La morphine, un jour sans effets secondaires ?
Par Benje le samedi, mars 24 2012, 21:13 - Nouvelles Scientifiques - Lien permanent
La morphine est utilisée depuis plusieurs siècles pour soulager les douleurs intenses. Ses propriétés antidouleur sont toutefois accompagnées d'effets secondaires importants. La morphine mime l'action de molécules produites naturellement par le cerveau (les endorphines). Pourquoi alors a-t-elle des effets secondaires aussi délétères ? L'explication vient d'être apportée par l'équipe de Sébastien Granier, chercheur à l'Institut de génomique fonctionnelle (Inserm/CNRS/Universités de Montpellier 1 et 2) et ses collaborateurs américains. La structure 3D des récepteurs du cerveau sur lesquels se fixent la morphine ou les endorphines, est probablement différente selon que l'une ou l'autre des molécules s'y fixe. La réponse de l'organisme, va, de fait, être totalement modifiée. Grâce à cette découverte, les chercheurs espèrent réussir à conserver les effets bénéfiques de la morphine sans pour autant induire d'effets secondaires. Ces travaux sont publiés dans la revue Nature datée du 21 mars 2012.
L'opium, produit naturel extrait du pavot (Papaver somniferum),
est une des plus anciennes drogues connues par l'Homme pour ses
propriétés psychotropes, sédatives et analgésiques. Ces effets sont
induits par son composant majeur, la morphine, qui est largement
utilisée de nos jours en clinique pour soulager la douleur.
L'action de la morphine est relayée par les récepteurs µ-opiacés exprimés à la surface des cellules du système nerveux
central. Ces récepteurs font partie d'une superfamille de protéines,
les récepteurs couplés aux protéines G (RCPG) qui sont la cible
d'environ 30 % des médicaments actuellement sur le marché.
Au niveau moléculaire, la morphine, en se liant aux récepteurs
µ-opiacés, mime l'action de molécules produites naturellement dans le
cerveau: les endorphines.
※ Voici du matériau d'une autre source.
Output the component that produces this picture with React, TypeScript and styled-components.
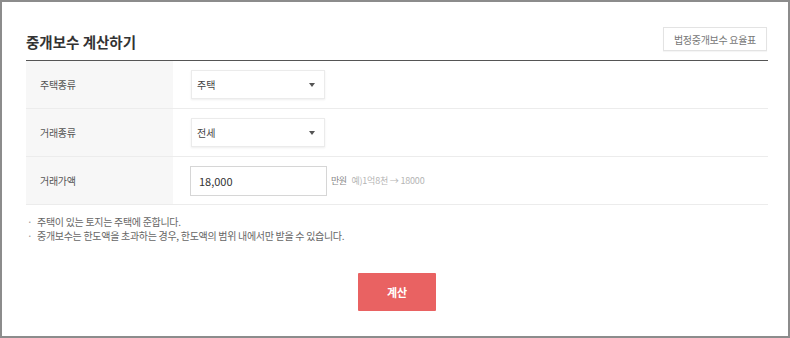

Cependant son utilisation en clinique est
limitée par deux effets. D'une part, le développement d'un phénomène de
tolérance oblige à augmenter la dose de morphine au fur et à mesure des
injections répétées pour obtenir le même effet thérapeutique. D'autre
part, la consommation de morphine entraine un phénomène de dépendance
comme la drogue (l'héroïne, forme acétylée de la morphine, étant
l'exemple le plus édifiant). De plus, la morphine provoque de graves
effets secondaires: dépression respiratoire, constipation, dépendance physique
et psychique. Ces effets délétères s'expliquent notamment par le fait
que la morphine déclenche une réponse cellulaire différente de celle
induite par les endorphines. La morphine et les endorphines se liant au
même récepteur, ces deux molécules stabiliseraient les récepteurs
µ-opiacés dans des conformations spatiales distinctes à l'origine des
différences de réponses biologiques.
"Dans le but de développer des molécules conservant les effets
bénéfiques de la morphine sans pour autant induire d'effets secondaires,
il est donc indispensable de comprendre les bases structurales de
l'action de la morphine et des opiacés en général" explique Sébastien
Granier, chercheur à l'Inserm et principal auteur de ce travail.
Le travail réalisé par Sébastien Granier et l'équipe de Brian Kobilka à
Stanford, a permis de résoudre la structure tridimensionnelle du
récepteur µ-opiacé lorsqu'il est associé à une molécule présentant une
structure chimique proche de celle de la morphine.